If you’ve been reading all of the introductory challenges in this module, you may have the impression that Sam never had any issues in his math classes. If so, you’d be wrong. Sam consistently got Bs and Cs throughout his fifth and sixth grade math classes. Now, Bs and Cs may not sound too bad, but Sam had an A-level understanding of the math concepts. So, what was going wrong?
Let’s take a look at a dialogue between Sam and his math teacher, Ms. Polly, as Sam thinks his way through a problem out loud.
Ms. Polly: Okay, Sam, so here’s the problem. You are the winner of an interesting lottery. The payout is as follows. On the first day, you receive $1. On the second day, you receive $2. On each day after that, you receive twice what you received on the day before. On which day will your total winnings be more than $100?
Sam: That’s easy.
Ms. Polly: How could you go about solving it?
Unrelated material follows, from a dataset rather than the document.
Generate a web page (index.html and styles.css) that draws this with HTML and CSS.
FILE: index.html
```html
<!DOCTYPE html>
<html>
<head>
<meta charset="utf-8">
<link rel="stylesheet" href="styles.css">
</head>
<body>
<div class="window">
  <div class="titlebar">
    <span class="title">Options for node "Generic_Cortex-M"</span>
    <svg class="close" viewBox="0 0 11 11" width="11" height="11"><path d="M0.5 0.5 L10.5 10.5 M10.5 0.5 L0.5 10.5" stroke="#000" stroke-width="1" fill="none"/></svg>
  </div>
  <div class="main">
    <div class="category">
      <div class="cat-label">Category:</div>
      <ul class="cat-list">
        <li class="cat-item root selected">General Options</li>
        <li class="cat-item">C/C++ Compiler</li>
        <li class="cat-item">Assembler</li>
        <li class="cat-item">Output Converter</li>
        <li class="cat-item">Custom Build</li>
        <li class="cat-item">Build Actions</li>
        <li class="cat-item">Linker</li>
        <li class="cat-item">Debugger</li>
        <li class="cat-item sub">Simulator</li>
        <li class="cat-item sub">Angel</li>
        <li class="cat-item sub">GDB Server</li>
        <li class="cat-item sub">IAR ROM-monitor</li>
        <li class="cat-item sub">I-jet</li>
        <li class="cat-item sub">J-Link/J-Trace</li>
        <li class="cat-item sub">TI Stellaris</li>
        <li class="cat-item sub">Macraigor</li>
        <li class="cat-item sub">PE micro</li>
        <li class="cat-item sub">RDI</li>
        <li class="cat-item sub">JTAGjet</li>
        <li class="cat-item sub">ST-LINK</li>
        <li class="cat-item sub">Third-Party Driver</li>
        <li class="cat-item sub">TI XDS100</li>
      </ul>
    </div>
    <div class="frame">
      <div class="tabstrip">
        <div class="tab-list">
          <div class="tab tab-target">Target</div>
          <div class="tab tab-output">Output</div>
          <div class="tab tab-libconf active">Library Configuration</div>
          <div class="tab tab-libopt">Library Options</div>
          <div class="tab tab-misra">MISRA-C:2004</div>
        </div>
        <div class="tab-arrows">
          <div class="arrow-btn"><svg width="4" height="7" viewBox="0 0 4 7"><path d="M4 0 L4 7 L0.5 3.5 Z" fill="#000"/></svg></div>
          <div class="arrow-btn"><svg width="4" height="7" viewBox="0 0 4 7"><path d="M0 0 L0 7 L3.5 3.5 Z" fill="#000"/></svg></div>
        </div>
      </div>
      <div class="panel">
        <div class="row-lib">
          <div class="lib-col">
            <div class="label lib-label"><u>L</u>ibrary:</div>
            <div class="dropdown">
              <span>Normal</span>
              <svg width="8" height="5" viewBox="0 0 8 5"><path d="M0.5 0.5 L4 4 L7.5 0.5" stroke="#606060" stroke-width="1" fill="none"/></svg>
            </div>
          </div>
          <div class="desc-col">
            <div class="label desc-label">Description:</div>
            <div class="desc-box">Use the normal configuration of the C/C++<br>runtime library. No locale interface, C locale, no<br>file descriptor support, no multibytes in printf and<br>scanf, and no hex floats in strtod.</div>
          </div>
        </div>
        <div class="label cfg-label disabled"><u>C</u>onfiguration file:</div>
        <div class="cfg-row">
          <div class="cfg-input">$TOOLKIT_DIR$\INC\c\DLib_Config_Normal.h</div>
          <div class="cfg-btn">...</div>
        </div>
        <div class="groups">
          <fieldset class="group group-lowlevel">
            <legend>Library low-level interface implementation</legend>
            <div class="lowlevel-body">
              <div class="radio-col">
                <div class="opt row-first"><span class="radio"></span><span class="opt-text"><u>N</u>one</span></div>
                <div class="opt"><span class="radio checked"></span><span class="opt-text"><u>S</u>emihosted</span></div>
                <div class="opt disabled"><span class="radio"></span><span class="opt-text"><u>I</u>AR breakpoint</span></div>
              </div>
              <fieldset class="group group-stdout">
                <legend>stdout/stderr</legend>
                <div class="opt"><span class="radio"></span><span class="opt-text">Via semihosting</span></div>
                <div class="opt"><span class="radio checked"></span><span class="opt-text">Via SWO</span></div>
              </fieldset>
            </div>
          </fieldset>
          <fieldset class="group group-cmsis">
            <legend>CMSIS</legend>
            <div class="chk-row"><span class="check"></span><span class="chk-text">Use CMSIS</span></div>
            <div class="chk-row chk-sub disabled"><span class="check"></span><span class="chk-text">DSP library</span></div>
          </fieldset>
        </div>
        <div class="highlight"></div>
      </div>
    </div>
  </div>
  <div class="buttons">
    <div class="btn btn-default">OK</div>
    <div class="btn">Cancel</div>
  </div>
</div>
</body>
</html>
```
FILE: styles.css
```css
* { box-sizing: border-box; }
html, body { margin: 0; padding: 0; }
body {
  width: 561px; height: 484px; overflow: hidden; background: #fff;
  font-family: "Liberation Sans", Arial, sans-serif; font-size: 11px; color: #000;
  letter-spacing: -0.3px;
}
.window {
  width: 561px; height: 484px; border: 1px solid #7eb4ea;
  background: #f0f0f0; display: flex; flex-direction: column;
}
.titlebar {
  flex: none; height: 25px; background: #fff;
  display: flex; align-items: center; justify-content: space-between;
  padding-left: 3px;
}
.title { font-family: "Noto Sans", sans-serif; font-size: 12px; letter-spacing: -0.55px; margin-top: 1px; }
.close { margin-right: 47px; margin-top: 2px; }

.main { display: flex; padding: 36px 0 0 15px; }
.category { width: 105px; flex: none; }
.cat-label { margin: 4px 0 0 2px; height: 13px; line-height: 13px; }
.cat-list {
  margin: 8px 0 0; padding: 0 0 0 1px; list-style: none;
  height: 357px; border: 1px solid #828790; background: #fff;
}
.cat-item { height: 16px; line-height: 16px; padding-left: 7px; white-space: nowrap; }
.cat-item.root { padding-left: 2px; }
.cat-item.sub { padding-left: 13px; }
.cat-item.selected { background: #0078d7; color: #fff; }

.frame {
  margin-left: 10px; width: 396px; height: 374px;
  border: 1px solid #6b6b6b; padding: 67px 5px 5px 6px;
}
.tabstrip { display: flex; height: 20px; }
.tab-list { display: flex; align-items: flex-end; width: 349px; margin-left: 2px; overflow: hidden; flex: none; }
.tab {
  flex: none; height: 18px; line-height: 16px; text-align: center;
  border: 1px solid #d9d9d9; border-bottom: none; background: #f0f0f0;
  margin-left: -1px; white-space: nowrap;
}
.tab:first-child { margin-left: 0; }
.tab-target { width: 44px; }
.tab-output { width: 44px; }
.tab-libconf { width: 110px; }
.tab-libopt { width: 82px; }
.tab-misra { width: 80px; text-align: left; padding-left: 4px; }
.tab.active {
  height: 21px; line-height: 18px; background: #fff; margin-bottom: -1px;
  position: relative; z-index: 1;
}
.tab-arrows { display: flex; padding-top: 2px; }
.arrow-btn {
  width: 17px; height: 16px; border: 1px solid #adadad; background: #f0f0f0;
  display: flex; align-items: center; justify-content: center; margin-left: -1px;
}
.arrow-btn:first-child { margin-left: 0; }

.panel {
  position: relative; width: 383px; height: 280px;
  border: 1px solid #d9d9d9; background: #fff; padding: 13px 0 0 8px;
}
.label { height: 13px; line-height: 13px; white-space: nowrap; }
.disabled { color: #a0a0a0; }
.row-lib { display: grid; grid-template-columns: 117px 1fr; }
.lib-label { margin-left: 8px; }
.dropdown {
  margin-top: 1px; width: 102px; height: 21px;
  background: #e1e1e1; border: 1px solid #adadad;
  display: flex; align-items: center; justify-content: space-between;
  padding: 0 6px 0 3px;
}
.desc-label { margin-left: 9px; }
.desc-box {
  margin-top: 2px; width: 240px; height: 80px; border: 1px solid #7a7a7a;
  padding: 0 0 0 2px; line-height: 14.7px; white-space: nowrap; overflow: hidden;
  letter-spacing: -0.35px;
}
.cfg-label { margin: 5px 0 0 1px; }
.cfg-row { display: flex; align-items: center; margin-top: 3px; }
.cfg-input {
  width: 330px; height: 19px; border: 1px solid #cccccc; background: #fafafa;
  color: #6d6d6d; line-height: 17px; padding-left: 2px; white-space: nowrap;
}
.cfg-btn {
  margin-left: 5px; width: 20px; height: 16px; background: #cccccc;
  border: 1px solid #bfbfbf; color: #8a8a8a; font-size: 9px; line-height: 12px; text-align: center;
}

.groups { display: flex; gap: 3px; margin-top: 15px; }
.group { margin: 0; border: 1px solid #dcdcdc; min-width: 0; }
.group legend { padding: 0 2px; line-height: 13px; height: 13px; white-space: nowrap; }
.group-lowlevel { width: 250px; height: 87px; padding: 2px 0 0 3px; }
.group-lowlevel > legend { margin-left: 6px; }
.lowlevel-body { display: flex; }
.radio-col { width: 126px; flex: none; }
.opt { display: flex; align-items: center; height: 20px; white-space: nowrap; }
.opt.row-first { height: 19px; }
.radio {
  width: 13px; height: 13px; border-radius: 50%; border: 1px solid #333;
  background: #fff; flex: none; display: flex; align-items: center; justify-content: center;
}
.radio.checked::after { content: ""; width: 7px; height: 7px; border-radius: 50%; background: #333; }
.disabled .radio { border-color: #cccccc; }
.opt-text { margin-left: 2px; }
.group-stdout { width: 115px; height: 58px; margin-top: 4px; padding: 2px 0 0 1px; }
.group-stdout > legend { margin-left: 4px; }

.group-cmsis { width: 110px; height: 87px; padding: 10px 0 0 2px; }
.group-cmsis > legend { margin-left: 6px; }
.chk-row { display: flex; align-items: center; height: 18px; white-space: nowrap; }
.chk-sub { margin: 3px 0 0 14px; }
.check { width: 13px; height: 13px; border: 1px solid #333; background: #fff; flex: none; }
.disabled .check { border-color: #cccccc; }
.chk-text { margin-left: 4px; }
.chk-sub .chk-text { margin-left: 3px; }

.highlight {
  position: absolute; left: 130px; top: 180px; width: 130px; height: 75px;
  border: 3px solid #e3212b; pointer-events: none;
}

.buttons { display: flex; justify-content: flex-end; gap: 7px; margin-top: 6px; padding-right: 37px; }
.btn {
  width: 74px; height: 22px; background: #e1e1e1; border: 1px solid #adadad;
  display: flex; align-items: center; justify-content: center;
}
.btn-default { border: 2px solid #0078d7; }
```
Sam: Well, I could draw a picture with a dot per dollar, but that would be a lot of dots! I could use a spreadsheet. I could try to write a formula. I could look for a pattern. Or I could just calculate it all by hand.
Ms. Polly: Okay, so go ahead and solve it.
Sam: Well, let me look for a pattern. The first few days, I received $1, $2, $4, $8, $16, $32, … and so on. That means that the total money I received by the end of each day is $1, $3, $7, $15, $31, … and so on. Cool! I see a pattern. On any day, the total I’ve received is just one dollar less than the amount I would receive on the next day. So, now I just need to figure out on the first day that I get receive over $100. If I continue my first list, I get $64, and then $128. So on the 8th day, I receive over $100. That means that on the 9th day, my total will finally be over $100. So my answer is the 9th day.
Ms. Polly: Are you sure?
Ms. Polly: I’m sorry, Sam. That’s the wrong answer. The answer is the 7th day.
Sam: Awww, man! I thought for sure I had found a pattern!
The truth is that Sam had found a pattern. He even correctly stated the pattern. The only problem was that he added a day at the end instead of subtracting a day. This wasn’t an isolated incident. Sam was always in such a rush to get to the answer that he often made simple mistakes like this one. He made the mistakes on homework, on tests, and on projects. His teachers repeatedly told him to check his work, but he just found it too boring and time-consuming to go back through each step one by one on every single problem.
(to be answered independently or in a group)
- Knowing that Sam is particularly resistant to simply rechecking each step one by one, how might Ms. Polly have gotten Sam to check his answer rather than just telling him the correct answer?
- Think of a (non-mathematical) problem that you had recently. What were the steps you took in trying to solve this problem?